The economics weren’t totally negative, so you can’t discount the project, Reitmeier said.

However, the assumption that gas would definitely be found at a suitable location eliminated a significant risk factor from the project economics. And discovering the gas would require a jack-up rig in Norton Sound — an unlikely proposition just to support this project.

“One idea is that (the jack-up rig) would have to be in transit — bringing one up wouldn’t be economic,” Cooke said.

Other factors

However, there are some factors that Reitmeier did not include in his calculations and that could help the economics.

In particular gold mining may start again near Nome — NovaGold Resources Inc. is considering re-opening the Rock Creek mine just outside town. Mining requires large quantities of electricity and this industrial demand could really impact the viability of gas development.

“That would help out the economics, just on an economy of scale,” Reitmeier said.

Reitmeier also excluded from his calculations the possibility of using gas for heating buildings in Nome.
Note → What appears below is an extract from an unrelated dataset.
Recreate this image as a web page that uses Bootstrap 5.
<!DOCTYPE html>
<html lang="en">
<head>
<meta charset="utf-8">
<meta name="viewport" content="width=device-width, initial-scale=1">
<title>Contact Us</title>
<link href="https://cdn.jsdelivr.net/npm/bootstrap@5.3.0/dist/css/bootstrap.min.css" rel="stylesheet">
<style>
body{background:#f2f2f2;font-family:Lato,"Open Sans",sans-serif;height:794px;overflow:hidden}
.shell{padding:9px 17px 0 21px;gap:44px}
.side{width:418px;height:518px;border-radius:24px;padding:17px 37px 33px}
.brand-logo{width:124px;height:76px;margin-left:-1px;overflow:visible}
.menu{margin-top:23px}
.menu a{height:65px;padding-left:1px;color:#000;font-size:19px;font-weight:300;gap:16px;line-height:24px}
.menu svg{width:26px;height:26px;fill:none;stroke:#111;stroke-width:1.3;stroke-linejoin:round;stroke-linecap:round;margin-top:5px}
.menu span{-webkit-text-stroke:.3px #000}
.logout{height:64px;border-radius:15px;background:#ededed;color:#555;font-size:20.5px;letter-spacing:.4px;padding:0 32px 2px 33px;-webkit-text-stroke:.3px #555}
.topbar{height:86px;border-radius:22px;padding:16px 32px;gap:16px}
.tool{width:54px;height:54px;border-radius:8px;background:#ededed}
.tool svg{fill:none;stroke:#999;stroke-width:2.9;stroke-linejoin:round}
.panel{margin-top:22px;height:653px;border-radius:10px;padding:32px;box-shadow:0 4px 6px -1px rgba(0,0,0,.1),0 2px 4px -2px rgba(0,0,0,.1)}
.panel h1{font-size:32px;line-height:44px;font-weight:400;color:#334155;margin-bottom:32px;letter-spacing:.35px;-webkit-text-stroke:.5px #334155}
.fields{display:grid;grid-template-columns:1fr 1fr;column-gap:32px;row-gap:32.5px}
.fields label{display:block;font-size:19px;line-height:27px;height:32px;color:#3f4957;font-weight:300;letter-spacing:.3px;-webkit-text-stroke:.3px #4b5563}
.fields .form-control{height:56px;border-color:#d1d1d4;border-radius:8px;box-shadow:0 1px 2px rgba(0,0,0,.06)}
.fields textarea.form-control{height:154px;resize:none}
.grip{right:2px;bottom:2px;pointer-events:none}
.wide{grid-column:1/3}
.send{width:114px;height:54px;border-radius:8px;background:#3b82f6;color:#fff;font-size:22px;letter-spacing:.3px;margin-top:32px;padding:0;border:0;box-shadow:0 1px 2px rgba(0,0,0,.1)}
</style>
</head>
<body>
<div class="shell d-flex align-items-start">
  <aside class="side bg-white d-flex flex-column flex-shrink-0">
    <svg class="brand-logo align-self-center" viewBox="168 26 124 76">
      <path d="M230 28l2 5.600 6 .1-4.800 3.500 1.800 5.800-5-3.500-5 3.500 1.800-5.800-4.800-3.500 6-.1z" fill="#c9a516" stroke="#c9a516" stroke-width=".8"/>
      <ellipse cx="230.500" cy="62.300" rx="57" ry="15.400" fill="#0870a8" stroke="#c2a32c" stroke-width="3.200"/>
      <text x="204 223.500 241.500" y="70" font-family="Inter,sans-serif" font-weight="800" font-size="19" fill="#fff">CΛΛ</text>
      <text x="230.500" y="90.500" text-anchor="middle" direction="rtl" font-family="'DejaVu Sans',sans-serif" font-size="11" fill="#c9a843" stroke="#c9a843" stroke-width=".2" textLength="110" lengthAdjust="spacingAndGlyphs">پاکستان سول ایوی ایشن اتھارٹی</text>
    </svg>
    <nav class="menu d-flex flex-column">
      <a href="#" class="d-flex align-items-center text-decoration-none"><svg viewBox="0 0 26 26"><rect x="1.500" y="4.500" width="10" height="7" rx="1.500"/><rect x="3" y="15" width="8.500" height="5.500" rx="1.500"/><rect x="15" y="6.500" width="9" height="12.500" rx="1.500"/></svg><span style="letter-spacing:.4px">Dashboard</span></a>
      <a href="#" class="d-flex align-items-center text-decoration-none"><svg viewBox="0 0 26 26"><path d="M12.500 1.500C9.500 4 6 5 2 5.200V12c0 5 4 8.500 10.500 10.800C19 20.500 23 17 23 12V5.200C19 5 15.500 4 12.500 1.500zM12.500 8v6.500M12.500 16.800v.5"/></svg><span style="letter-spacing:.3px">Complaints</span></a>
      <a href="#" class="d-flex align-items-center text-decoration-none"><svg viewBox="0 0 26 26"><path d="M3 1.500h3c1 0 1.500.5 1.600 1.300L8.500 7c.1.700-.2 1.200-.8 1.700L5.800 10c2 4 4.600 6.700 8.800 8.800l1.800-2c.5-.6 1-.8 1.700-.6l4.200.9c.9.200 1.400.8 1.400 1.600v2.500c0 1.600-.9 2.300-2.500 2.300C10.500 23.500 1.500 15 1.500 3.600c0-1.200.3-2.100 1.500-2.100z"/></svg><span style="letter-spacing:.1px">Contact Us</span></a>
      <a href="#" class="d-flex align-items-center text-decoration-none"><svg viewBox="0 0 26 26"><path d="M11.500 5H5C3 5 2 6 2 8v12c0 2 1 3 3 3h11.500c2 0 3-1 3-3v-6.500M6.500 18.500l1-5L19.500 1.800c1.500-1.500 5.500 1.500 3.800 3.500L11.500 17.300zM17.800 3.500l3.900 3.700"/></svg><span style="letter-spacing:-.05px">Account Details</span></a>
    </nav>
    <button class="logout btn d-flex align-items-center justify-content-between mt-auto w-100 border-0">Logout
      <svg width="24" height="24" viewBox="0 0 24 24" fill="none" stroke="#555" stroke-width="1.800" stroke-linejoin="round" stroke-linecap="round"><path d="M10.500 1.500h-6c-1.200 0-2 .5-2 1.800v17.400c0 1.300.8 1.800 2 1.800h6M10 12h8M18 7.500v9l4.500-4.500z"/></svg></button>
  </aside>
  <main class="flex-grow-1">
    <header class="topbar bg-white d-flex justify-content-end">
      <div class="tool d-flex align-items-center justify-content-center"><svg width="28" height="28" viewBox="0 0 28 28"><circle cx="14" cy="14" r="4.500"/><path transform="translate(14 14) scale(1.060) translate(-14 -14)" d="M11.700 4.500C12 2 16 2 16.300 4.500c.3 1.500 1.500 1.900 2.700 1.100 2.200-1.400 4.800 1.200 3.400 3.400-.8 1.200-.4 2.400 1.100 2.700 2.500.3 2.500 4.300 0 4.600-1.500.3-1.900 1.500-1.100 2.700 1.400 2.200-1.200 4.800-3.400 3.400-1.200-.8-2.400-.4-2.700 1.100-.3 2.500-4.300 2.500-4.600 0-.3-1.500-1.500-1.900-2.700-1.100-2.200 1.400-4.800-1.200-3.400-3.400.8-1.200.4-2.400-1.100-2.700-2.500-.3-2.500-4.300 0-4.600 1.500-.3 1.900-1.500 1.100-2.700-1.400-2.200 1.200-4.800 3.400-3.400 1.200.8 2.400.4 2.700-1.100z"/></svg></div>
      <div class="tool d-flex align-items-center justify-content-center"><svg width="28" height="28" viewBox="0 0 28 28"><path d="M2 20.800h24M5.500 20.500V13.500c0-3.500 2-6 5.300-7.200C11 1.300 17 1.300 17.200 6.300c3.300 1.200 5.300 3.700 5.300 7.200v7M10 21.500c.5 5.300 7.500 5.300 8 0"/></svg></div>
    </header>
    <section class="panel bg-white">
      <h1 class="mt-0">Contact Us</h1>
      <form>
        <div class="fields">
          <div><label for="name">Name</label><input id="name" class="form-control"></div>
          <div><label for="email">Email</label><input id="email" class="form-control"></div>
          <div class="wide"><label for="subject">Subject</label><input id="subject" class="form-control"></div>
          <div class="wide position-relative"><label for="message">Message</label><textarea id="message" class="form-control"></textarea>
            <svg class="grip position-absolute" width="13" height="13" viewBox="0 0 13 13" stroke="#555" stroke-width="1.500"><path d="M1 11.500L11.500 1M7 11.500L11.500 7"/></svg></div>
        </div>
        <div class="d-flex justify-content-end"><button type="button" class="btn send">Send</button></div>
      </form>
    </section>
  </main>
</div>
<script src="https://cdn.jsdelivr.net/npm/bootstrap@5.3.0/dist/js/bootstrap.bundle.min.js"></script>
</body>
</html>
However, the construction of a domestic gas distribution infrastructure would be fairly expensive.

There are also some federal incentives that could impact the economics. Reitmeier’s field design includes sequestration of carbon dioxide that’s known to exist in Norton basin gas. That sequestration might qualify for an EPA incentive. Also, it’s quite likely that MMS would suspend or reduce the royalty rate for this type of gas production — Reitmeier’s calculations assumed a 12.5 percent royalty rate.
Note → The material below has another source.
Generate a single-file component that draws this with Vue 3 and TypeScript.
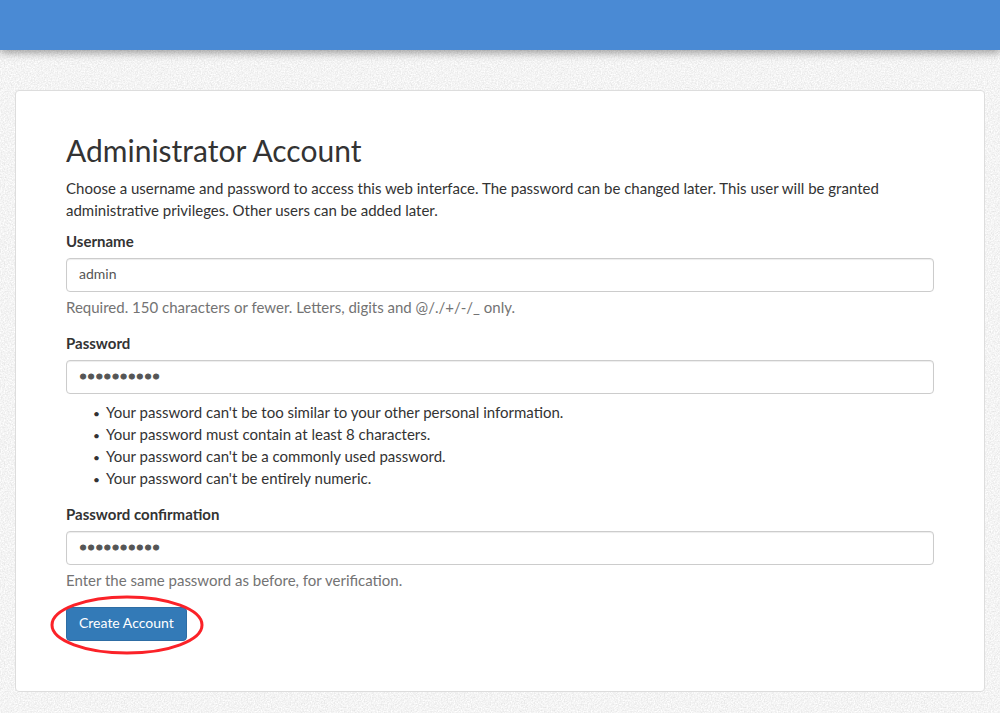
<script setup lang="ts">
import { ref } from 'vue'

const username = ref('admin')
const password = ref('freedombox')
const confirmation = ref('freedombox')

const passwordRules: string[] = [
  "Your password can't be too similar to your other personal information.",
  'Your password must contain at least 8 characters.',
  "Your password can't be a commonly used password.",
  "Your password can't be entirely numeric.",
]
</script>

<template>
  <div class="page">
    <header class="navbar"></header>
    <main class="card">
      <h2>Administrator Account</h2>
      <p class="intro">
        Choose a username and password to access this web interface. The password can be changed
        later. This user will be granted administrative privileges. Other users can be added later.
      </p>
      <form @submit.prevent>
        <div class="group">
          <label for="username">Username</label>
          <input id="username" v-model="username" type="text" aria-describedby="username-help" />
          <div id="username-help" class="help">
            Required. 150 characters or fewer. Letters, digits and @/./+/-/_ only.
          </div>
        </div>
        <div class="group">
          <label for="password">Password</label>
          <input id="password" v-model="password" type="password" aria-describedby="password-rules" />
          <ul id="password-rules">
            <li v-for="rule in passwordRules" :key="rule">{{ rule }}</li>
          </ul>
        </div>
        <div class="group">
          <label for="confirmation">Password confirmation</label>
          <input
            id="confirmation"
            v-model="confirmation"
            type="password"
            aria-describedby="confirmation-help"
          />
          <div id="confirmation-help" class="help">
            Enter the same password as before, for verification.
          </div>
        </div>
        <div class="action">
          <button type="submit">Create Account</button>
          <svg class="ring" viewBox="0 0 154 60" aria-hidden="true">
            <ellipse cx="77" cy="30" rx="75" ry="28" />
          </svg>
        </div>
      </form>
    </main>
  </div>
</template>

<style>
body {
  background-color: #f4f4f4;
  background-image: url("data:image/svg+xml,%3Csvg xmlns='http://www.w3.org/2000/svg' width='200' height='200'%3E%3Cfilter id='n' x='0' y='0' width='1' height='1' color-interpolation-filters='sRGB'%3E%3CfeTurbulence type='fractalNoise' baseFrequency='0.7' numOctaves='3' stitchTiles='stitch'/%3E%3CfeColorMatrix values='0.16 0 0 0 0.875 0.16 0 0 0 0.875 0.16 0 0 0 0.875 0 0 0 0 1'/%3E%3C/filter%3E%3Crect width='200' height='200' filter='url(%23n)'/%3E%3C/svg%3E");
}
</style>

<style scoped>
.page {
  padding-bottom: 21px;
  color: #333;
  font-family: Lato, 'Open Sans', sans-serif;
  font-size: 15px;
  line-height: 22px;
}

.navbar {
  height: 50px;
  background: #4a8ad4;
  box-shadow: 0 3px 8px rgba(0, 0, 0, 0.35);
}

.card {
  margin: 40px 15px 0;
  padding: 43px 50px 50px;
  border: 1px solid #ddd;
  border-radius: 4px;
  background: #fff;
}

h2 {
  margin: 0 0 10px;
  font-size: 30px;
  font-weight: 400;
  line-height: 33px;
}

.intro {
  margin: 0 0 9px;
}

.group {
  margin-bottom: 14px;
}

label {
  display: block;
  margin-bottom: 6px;
  font-weight: 700;
}

input {
  display: block;
  box-sizing: border-box;
  width: 100%;
  height: 34px;
  padding: 4px 12px 8px;
  border: 1px solid #ccc;
  border-radius: 4px;
  background: #fff;
  box-shadow: inset 0 1px 1px rgba(0, 0, 0, 0.075);
  color: #555;
  font-family: inherit;
  font-size: 14px;
  line-height: 20px;
}

input[type='password'] {
  -webkit-text-stroke: 1px #555;
}

.help {
  margin-top: 4px;
  color: #737373;
}

ul {
  margin: 7px 0 0;
  padding-left: 40px;
  list-style-type: '•  ';
}

li::marker {
  font-size: 12px;
}

.action {
  position: relative;
  width: fit-content;
  margin-top: 16px;
}

button {
  display: block;
  height: 34px;
  padding: 5px 12px 7px;
  border: 1px solid #2e6da4;
  border-radius: 4px;
  background: #337ab7;
  color: #fff;
  font-family: inherit;
  font-size: 14px;
  line-height: 20px;
  cursor: pointer;
}

.ring {
  position: absolute;
  top: -12px;
  left: -16px;
  width: 154px;
  height: 60px;
  pointer-events: none;
}

.ring ellipse {
  fill: none;
  stroke: #fb2228;
  stroke-width: 3;
}
</style>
And there are programs that help with rural energy projects. Internally we discussed what it might take to get this started — perhaps getting help from the Denali Commission, Department of Energy or whatever, Reitmeier said.

So, although the basic economics of gas production from the Norton basin don’t look good under current conditions, future possibilities such as gold mining could bring viability to a gas development project. And possible future EPA regulations for sulfur content in no. 2 diesel fuel may further escalate the price of diesel.

Perhaps the time will come to drill for gas under the Norton Sound.